= Máel Dóid mac Suibni =

Máel Dóid mac Suibni (died 653) was a King of Uisnech in Mide of the Clann Cholmáin. He was the son Suibne mac Colmáin (died 600) and brother of Conall Guthbinn mac Suibni (died 635), previous kings. He ruled from 635 to 653.

This period in Meath history was dominated by the feud between Clann Cholmáin and Síl nÁedo Sláine among the southern Ui Neill. Mael Doid's father Suibne had been treacherously killed by his uncle Áed Sláine mac Diarmato (died 604) in 600. Mael Doid's brother Conall Guthbinn was killed by Diarmait mac Áedo Sláine (died 665) in 635.
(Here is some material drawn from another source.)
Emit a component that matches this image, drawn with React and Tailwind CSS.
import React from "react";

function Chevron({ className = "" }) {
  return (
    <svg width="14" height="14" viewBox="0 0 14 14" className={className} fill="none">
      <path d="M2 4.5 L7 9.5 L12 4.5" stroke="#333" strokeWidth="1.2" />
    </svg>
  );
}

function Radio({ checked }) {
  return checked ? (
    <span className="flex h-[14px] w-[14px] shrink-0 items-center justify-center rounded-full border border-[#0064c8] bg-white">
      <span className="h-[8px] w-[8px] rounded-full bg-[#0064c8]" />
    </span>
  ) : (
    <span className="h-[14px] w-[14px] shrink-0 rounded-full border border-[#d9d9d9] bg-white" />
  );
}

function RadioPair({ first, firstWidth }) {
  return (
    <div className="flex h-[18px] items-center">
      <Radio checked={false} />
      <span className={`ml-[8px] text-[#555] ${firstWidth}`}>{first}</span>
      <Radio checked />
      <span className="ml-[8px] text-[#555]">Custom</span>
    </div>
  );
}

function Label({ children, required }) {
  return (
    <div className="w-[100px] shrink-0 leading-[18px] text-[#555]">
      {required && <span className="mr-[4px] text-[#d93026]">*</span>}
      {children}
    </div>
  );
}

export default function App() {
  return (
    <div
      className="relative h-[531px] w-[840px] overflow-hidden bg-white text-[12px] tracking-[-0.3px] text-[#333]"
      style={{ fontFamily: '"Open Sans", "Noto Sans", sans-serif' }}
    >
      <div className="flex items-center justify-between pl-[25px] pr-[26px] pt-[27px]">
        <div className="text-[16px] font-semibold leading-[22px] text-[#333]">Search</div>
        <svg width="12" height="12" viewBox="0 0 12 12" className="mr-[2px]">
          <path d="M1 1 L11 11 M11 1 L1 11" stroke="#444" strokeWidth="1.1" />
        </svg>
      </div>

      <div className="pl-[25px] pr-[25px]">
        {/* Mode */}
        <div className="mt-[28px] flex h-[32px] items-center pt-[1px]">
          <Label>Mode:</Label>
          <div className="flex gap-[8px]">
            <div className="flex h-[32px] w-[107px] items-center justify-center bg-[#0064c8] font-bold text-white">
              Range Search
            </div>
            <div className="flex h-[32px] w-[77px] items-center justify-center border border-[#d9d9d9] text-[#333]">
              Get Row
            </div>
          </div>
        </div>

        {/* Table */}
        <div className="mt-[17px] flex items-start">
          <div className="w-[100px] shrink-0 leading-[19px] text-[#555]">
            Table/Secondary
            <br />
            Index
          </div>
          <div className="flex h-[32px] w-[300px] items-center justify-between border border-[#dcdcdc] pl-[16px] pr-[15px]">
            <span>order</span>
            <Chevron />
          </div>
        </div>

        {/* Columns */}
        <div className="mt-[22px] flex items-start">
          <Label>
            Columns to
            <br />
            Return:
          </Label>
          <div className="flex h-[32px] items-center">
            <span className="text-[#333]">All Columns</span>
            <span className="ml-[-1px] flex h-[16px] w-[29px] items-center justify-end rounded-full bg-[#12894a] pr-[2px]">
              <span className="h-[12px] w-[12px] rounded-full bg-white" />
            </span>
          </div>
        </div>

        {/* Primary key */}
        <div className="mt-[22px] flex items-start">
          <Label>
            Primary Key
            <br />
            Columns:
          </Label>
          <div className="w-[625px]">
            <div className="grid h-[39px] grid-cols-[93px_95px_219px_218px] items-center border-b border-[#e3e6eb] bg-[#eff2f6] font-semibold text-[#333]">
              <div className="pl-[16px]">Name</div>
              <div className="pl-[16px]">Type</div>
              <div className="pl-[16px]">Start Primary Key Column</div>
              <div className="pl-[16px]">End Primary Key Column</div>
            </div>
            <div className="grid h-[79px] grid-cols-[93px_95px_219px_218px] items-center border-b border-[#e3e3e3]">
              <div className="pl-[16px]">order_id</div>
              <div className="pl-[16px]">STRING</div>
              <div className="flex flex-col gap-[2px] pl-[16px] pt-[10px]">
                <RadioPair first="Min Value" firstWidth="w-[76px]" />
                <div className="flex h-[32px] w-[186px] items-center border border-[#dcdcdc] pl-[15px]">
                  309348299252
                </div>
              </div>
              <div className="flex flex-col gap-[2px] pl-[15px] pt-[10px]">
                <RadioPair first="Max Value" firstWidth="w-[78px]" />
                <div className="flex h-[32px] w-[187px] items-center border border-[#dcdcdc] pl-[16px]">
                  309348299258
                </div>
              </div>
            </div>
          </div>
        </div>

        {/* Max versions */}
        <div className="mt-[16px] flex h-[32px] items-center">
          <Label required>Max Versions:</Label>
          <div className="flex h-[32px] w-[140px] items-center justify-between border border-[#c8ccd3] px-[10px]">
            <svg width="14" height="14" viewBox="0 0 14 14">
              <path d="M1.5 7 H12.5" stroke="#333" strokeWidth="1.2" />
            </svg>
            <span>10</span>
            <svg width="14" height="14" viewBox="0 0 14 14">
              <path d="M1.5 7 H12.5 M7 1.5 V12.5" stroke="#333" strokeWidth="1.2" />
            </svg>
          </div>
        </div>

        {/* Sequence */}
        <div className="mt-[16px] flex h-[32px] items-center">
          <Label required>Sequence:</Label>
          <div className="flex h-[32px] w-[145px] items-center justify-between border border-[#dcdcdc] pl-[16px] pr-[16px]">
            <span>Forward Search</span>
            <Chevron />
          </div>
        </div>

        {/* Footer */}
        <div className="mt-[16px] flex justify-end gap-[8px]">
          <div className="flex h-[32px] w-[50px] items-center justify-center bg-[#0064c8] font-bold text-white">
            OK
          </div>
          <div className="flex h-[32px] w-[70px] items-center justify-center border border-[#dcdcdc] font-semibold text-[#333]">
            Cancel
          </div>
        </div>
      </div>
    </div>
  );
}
In the year of Mael Doids accession, his cousins, of the Clann Cholmáin Bicc, Máel Umai and Colgu (sons of Óengus mac Colmáin Bec, died 621) were slain in battle by Diarmait. Two years later in 637, his nephew Airmetach Cáech mac Conaill Guthbinn was slain at the Battle of Mag Rath fighting for Congal Cáech of the Ulaid. The Síl nÁedo Sláine fought on the opposing and victorious side. Airmetach's son Fáelchú was also slain.

Mael Doid himself is only mentioned in the annals under his date of death. His son Feredach mac Máele Dóid was slain at a skirmish at Crannach in 697.